### Your goal:
Leave out the pictures; transcribe all else exactly.

━━━ Supplied data ━━━

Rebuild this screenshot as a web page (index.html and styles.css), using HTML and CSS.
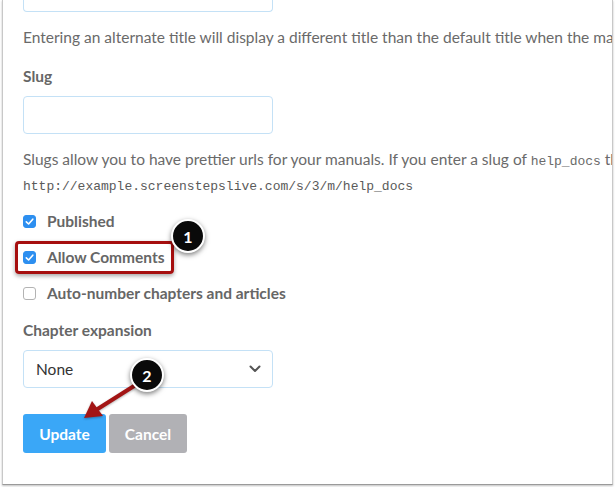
FILE: index.html
```html
<!DOCTYPE html>
<html>
<head>
<meta charset="utf-8">
<link rel="stylesheet" href="styles.css">
</head>
<body>
<div class="frame">
  <div class="content">
    <div class="field field-cut"></div>
    <p class="help first">Entering an alternate title will display a different title than the default title when the manual is viewed.</p>
    <label class="label">Slug</label>
    <div class="field"></div>
    <p class="help">Slugs allow you to have prettier urls for your manuals. If you enter a slug of <code>help_docs</code> then the url will be</p>
    <p class="mono">http://example.screenstepslive.com/s/3/m/help_docs</p>
    <div class="checks">
      <div class="check"><span class="box on"><svg viewBox="0 0 13 13" width="13" height="13"><path d="M3.3 6.8 L5.6 9 L9.8 4.2" fill="none" stroke="#fff" stroke-width="1.6" stroke-linecap="round" stroke-linejoin="round"/></svg></span>Published</div>
      <div class="check"><span class="box on"><svg viewBox="0 0 13 13" width="13" height="13"><path d="M3.3 6.8 L5.6 9 L9.8 4.2" fill="none" stroke="#fff" stroke-width="1.6" stroke-linecap="round" stroke-linejoin="round"/></svg></span>Allow Comments</div>
      <div class="check"><span class="box"></span>Auto-number chapters and articles</div>
    </div>
    <label class="label">Chapter expansion</label>
    <div class="field select"><span>None</span><svg width="12" height="8" viewBox="0 0 12 8"><path d="M1.5 1.5 L6 6 L10.5 1.5" fill="none" stroke="#555" stroke-width="2" stroke-linecap="round" stroke-linejoin="round"/></svg></div>
    <div class="buttons">
      <button class="btn primary">Update</button>
      <button class="btn secondary">Cancel</button>
    </div>
  </div>
</div>
<div class="highlight"></div>
<div class="callout c1">1</div>
<svg class="arrow" width="615" height="487" viewBox="0 0 615 487">
  <line x1="134" y1="386" x2="96" y2="410" stroke="#a31515" stroke-width="4" stroke-linecap="round"/>
  <polygon points="84,418 92,401 103,416" fill="#a31515"/>
</svg>
<div class="callout c2">2</div>
</body>
</html>
```
FILE: styles.css
```css
* { box-sizing: border-box; }
html, body { margin: 0; padding: 0; }
body {
  position: relative;
  width: 615px;
  height: 487px;
  overflow: hidden;
  background: #fff;
  font-family: "Lato", "Open Sans", sans-serif;
  color: #666;
}
.frame {
  margin: 0 2px;
  height: 485px;
  border-left: 1px solid #c8c8c8;
  border-right: 1px solid #c8c8c8;
  border-bottom: 1px solid #9a9a9a;
  box-shadow: 0 1px 2px rgba(0,0,0,0.25);
  background: #fff;
  overflow: hidden;
}
.content {
  padding-left: 20px;
  white-space: nowrap;
}
.field {
  width: 250px;
  height: 38px;
  border: 1px solid #c4e1f6;
  border-radius: 4px;
  background: #fff;
}
.field-cut {
  height: 12px;
  border-top: none;
  border-radius: 0 0 4px 4px;
}
.help {
  margin: 15px 0 0;
  font-size: 15.5px;
  line-height: 20px;
  color: #6a6a6a;
}
.help.first { margin-top: 15px; }
.help code, .mono {
  font-family: "Liberation Mono", monospace;
  font-size: 13px;
}
.mono {
  margin: 5px 0 0;
  line-height: 20px;
  color: #5a5a5a;
}
.label {
  display: block;
  margin: 19px 0 10px;
  font-size: 15.5px;
  font-weight: bold;
  line-height: 20px;
  color: #666;
}
.checks {
  margin-top: 14px;
  display: flex;
  flex-direction: column;
  gap: 16px;
}
.check {
  display: flex;
  align-items: center;
  gap: 11px;
  font-size: 15.5px;
  font-weight: bold;
  line-height: 20px;
  color: #666;
}
.box {
  width: 13px;
  height: 13px;
  border: 1px solid #b3b3b3;
  border-radius: 3px;
  background: #fff;
  display: flex;
}
.box.on {
  background: #2d8ff0;
  border-color: #2d8ff0;
}
.box.on svg { margin: -1px; }
.checks + .label { margin-top: 17px; }
.select {
  display: flex;
  align-items: center;
  justify-content: space-between;
  padding: 0 11px 0 12px;
  font-size: 15.5px;
  color: #333;
}
.buttons {
  margin-top: 26px;
  display: flex;
  gap: 3px;
}
.btn {
  height: 39px;
  border: none;
  border-radius: 3px;
  font-family: "Lato", sans-serif;
  font-size: 15.5px;
  font-weight: bold;
  color: #fff;
  padding: 0;
}
.primary { width: 83px; background: #3aa7f7; }
.secondary { width: 78px; background: #b1b1b5; }
.highlight {
  position: absolute;
  left: 15px;
  top: 241px;
  width: 159px;
  height: 33px;
  border: 3px solid #a60f0f;
  border-radius: 4px;
  box-shadow: 0 2px 4px rgba(0,0,0,0.35);
}
.callout {
  position: absolute;
  width: 34px;
  height: 34px;
  border-radius: 50%;
  background: #0a0a0a;
  border: 2px solid #fff;
  box-shadow: 0 2px 5px rgba(0,0,0,0.5);
  color: #fff;
  font-family: "Lato", sans-serif;
  font-weight: bold;
  font-size: 16px;
  display: flex;
  align-items: center;
  justify-content: center;
}
.c1 { left: 171px; top: 219px; }
.c2 { left: 130px; top: 358px; }
.arrow {
  position: absolute;
  left: 0;
  top: 0;
  filter: drop-shadow(0 1px 1px rgba(0,0,0,0.3));
}
```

━━━

### The completed task:
Rebuild this screenshot as a web page (index.html and styles.css), using HTML and CSS.
FILE: index.html
```html
<!DOCTYPE html>
<html>
<head>
<meta charset="utf-8">
<link rel="stylesheet" href="styles.css">
</head>
<body>
<div class="frame">
  <div class="content">
    <div class="field field-cut"></div>
    <p class="help first">Entering an alternate title will display a different title than the default title when the manual is viewed.</p>
    <label class="label">Slug</label>
    <div class="field"></div>
    <p class="help">Slugs allow you to have prettier urls for your manuals. If you enter a slug of <code>help_docs</code> then the url will be</p>
    <p class="mono">http://example.screenstepslive.com/s/3/m/help_docs</p>
    <div class="checks">
      <div class="check"><span class="box on"><svg viewBox="0 0 13 13" width="13" height="13"><path d="M3.3 6.8 L5.6 9 L9.8 4.2" fill="none" stroke="#fff" stroke-width="1.6" stroke-linecap="round" stroke-linejoin="round"/></svg></span>Published</div>
      <div class="check"><span class="box on"><svg viewBox="0 0 13 13" width="13" height="13"><path d="M3.3 6.8 L5.6 9 L9.8 4.2" fill="none" stroke="#fff" stroke-width="1.6" stroke-linecap="round" stroke-linejoin="round"/></svg></span>Allow Comments</div>
      <div class="check"><span class="box"></span>Auto-number chapters and articles</div>
    </div>
    <label class="label">Chapter expansion</label>
    <div class="field select"><span>None</span><svg width="12" height="8" viewBox="0 0 12 8"><path d="M1.5 1.5 L6 6 L10.5 1.5" fill="none" stroke="#555" stroke-width="2" stroke-linecap="round" stroke-linejoin="round"/></svg></div>
    <div class="buttons">
      <button class="btn primary">Update</button>
      <button class="btn secondary">Cancel</button>
    </div>
  </div>
</div>
<div class="highlight"></div>
<div class="callout c1">1</div>
<svg class="arrow" width="615" height="487" viewBox="0 0 615 487">
  <line x1="134" y1="386" x2="96" y2="410" stroke="#a31515" stroke-width="4" stroke-linecap="round"/>
  <polygon points="84,418 92,401 103,416" fill="#a31515"/>
</svg>
<div class="callout c2">2</div>
</body>
</html>
```
FILE: styles.css
```css
* { box-sizing: border-box; }
html, body { margin: 0; padding: 0; }
body {
  position: relative;
  width: 615px;
  height: 487px;
  overflow: hidden;
  background: #fff;
  font-family: "Lato", "Open Sans", sans-serif;
  color: #666;
}
.frame {
  margin: 0 2px;
  height: 485px;
  border-left: 1px solid #c8c8c8;
  border-right: 1px solid #c8c8c8;
  border-bottom: 1px solid #9a9a9a;
  box-shadow: 0 1px 2px rgba(0,0,0,0.25);
  background: #fff;
  overflow: hidden;
}
.content {
  padding-left: 20px;
  white-space: nowrap;
}
.field {
  width: 250px;
  height: 38px;
  border: 1px solid #c4e1f6;
  border-radius: 4px;
  background: #fff;
}
.field-cut {
  height: 12px;
  border-top: none;
  border-radius: 0 0 4px 4px;
}
.help {
  margin: 15px 0 0;
  font-size: 15.5px;
  line-height: 20px;
  color: #6a6a6a;
}
.help.first { margin-top: 15px; }
.help code, .mono {
  font-family: "Liberation Mono", monospace;
  font-size: 13px;
}
.mono {
  margin: 5px 0 0;
  line-height: 20px;
  color: #5a5a5a;
}
.label {
  display: block;
  margin: 19px 0 10px;
  font-size: 15.5px;
  font-weight: bold;
  line-height: 20px;
  color: #666;
}
.checks {
  margin-top: 14px;
  display: flex;
  flex-direction: column;
  gap: 16px;
}
.check {
  display: flex;
  align-items: center;
  gap: 11px;
  font-size: 15.5px;
  font-weight: bold;
  line-height: 20px;
  color: #666;
}
.box {
  width: 13px;
  height: 13px;
  border: 1px solid #b3b3b3;
  border-radius: 3px;
  background: #fff;
  display: flex;
}
.box.on {
  background: #2d8ff0;
  border-color: #2d8ff0;
}
.box.on svg { margin: -1px; }
.checks + .label { margin-top: 17px; }
.select {
  display: flex;
  align-items: center;
  justify-content: space-between;
  padding: 0 11px 0 12px;
  font-size: 15.5px;
  color: #333;
}
.buttons {
  margin-top: 26px;
  display: flex;
  gap: 3px;
}
.btn {
  height: 39px;
  border: none;
  border-radius: 3px;
  font-family: "Lato", sans-serif;
  font-size: 15.5px;
  font-weight: bold;
  color: #fff;
  padding: 0;
}
.primary { width: 83px; background: #3aa7f7; }
.secondary { width: 78px; background: #b1b1b5; }
.highlight {
  position: absolute;
  left: 15px;
  top: 241px;
  width: 159px;
  height: 33px;
  border: 3px solid #a60f0f;
  border-radius: 4px;
  box-shadow: 0 2px 4px rgba(0,0,0,0.35);
}
.callout {
  position: absolute;
  width: 34px;
  height: 34px;
  border-radius: 50%;
  background: #0a0a0a;
  border: 2px solid #fff;
  box-shadow: 0 2px 5px rgba(0,0,0,0.5);
  color: #fff;
  font-family: "Lato", sans-serif;
  font-weight: bold;
  font-size: 16px;
  display: flex;
  align-items: center;
  justify-content: center;
}
.c1 { left: 171px; top: 219px; }
.c2 { left: 130px; top: 358px; }
.arrow {
  position: absolute;
  left: 0;
  top: 0;
  filter: drop-shadow(0 1px 1px rgba(0,0,0,0.3));
}
```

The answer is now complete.